-- Start --
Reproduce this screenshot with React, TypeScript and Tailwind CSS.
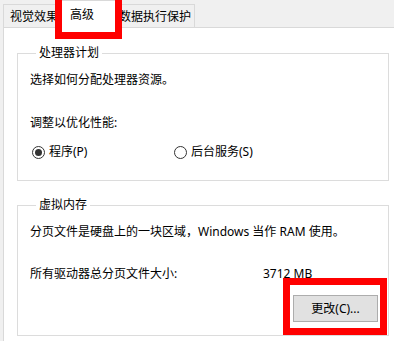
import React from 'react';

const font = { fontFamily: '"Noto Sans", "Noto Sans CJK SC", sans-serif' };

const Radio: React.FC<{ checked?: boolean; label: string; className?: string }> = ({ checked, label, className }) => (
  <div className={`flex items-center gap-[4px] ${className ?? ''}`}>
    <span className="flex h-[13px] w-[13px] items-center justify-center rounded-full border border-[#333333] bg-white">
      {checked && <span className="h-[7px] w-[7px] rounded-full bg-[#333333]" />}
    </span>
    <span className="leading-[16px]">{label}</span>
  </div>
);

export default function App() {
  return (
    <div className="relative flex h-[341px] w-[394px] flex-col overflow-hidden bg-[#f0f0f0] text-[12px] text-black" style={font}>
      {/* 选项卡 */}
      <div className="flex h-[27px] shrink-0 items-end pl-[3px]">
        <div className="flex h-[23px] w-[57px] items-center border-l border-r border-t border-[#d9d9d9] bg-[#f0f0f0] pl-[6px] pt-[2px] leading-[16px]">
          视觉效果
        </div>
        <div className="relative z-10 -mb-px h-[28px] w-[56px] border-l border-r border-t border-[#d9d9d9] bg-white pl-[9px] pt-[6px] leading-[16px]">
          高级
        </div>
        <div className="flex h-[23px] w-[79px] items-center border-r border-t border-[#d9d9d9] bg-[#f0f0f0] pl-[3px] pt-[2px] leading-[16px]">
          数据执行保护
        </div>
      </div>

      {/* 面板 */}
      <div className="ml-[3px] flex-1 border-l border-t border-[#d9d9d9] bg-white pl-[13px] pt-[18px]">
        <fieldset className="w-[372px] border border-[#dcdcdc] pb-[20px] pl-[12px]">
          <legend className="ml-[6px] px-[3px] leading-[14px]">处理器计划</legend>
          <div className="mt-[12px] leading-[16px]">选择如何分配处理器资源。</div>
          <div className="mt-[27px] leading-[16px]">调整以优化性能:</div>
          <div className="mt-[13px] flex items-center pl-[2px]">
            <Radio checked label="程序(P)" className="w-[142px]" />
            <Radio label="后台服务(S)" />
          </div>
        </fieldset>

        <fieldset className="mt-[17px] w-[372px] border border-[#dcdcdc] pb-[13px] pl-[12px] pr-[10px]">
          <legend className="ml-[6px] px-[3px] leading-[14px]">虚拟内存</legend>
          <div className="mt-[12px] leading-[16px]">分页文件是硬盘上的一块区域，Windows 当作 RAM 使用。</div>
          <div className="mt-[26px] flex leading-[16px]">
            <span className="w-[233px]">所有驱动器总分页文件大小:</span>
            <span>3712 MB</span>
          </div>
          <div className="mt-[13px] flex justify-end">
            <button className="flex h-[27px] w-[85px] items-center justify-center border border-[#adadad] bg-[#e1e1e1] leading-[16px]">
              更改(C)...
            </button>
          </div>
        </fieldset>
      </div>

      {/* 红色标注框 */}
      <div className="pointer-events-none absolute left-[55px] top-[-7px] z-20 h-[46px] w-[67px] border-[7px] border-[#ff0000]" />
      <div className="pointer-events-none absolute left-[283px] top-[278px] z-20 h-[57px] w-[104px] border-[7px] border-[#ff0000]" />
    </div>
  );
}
-- End --
Set down all the data again exactly as above, pictures excluded.

[Solution for this exercise]:
Reproduce this screenshot with React, TypeScript and Tailwind CSS.
import React from 'react';

const font = { fontFamily: '"Noto Sans", "Noto Sans CJK SC", sans-serif' };

const Radio: React.FC<{ checked?: boolean; label: string; className?: string }> = ({ checked, label, className }) => (
  <div className={`flex items-center gap-[4px] ${className ?? ''}`}>
    <span className="flex h-[13px] w-[13px] items-center justify-center rounded-full border border-[#333333] bg-white">
      {checked && <span className="h-[7px] w-[7px] rounded-full bg-[#333333]" />}
    </span>
    <span className="leading-[16px]">{label}</span>
  </div>
);

export default function App() {
  return (
    <div className="relative flex h-[341px] w-[394px] flex-col overflow-hidden bg-[#f0f0f0] text-[12px] text-black" style={font}>
      {/* 选项卡 */}
      <div className="flex h-[27px] shrink-0 items-end pl-[3px]">
        <div className="flex h-[23px] w-[57px] items-center border-l border-r border-t border-[#d9d9d9] bg-[#f0f0f0] pl-[6px] pt-[2px] leading-[16px]">
          视觉效果
        </div>
        <div className="relative z-10 -mb-px h-[28px] w-[56px] border-l border-r border-t border-[#d9d9d9] bg-white pl-[9px] pt-[6px] leading-[16px]">
          高级
        </div>
        <div className="flex h-[23px] w-[79px] items-center border-r border-t border-[#d9d9d9] bg-[#f0f0f0] pl-[3px] pt-[2px] leading-[16px]">
          数据执行保护
        </div>
      </div>

      {/* 面板 */}
      <div className="ml-[3px] flex-1 border-l border-t border-[#d9d9d9] bg-white pl-[13px] pt-[18px]">
        <fieldset className="w-[372px] border border-[#dcdcdc] pb-[20px] pl-[12px]">
          <legend className="ml-[6px] px-[3px] leading-[14px]">处理器计划</legend>
          <div className="mt-[12px] leading-[16px]">选择如何分配处理器资源。</div>
          <div className="mt-[27px] leading-[16px]">调整以优化性能:</div>
          <div className="mt-[13px] flex items-center pl-[2px]">
            <Radio checked label="程序(P)" className="w-[142px]" />
            <Radio label="后台服务(S)" />
          </div>
        </fieldset>

        <fieldset className="mt-[17px] w-[372px] border border-[#dcdcdc] pb-[13px] pl-[12px] pr-[10px]">
          <legend className="ml-[6px] px-[3px] leading-[14px]">虚拟内存</legend>
          <div className="mt-[12px] leading-[16px]">分页文件是硬盘上的一块区域，Windows 当作 RAM 使用。</div>
          <div className="mt-[26px] flex leading-[16px]">
            <span className="w-[233px]">所有驱动器总分页文件大小:</span>
            <span>3712 MB</span>
          </div>
          <div className="mt-[13px] flex justify-end">
            <button className="flex h-[27px] w-[85px] items-center justify-center border border-[#adadad] bg-[#e1e1e1] leading-[16px]">
              更改(C)...
            </button>
          </div>
        </fieldset>
      </div>

      {/* 红色标注框 */}
      <div className="pointer-events-none absolute left-[55px] top-[-7px] z-20 h-[46px] w-[67px] border-[7px] border-[#ff0000]" />
      <div className="pointer-events-none absolute left-[283px] top-[278px] z-20 h-[57px] w-[104px] border-[7px] border-[#ff0000]" />
    </div>
  );
}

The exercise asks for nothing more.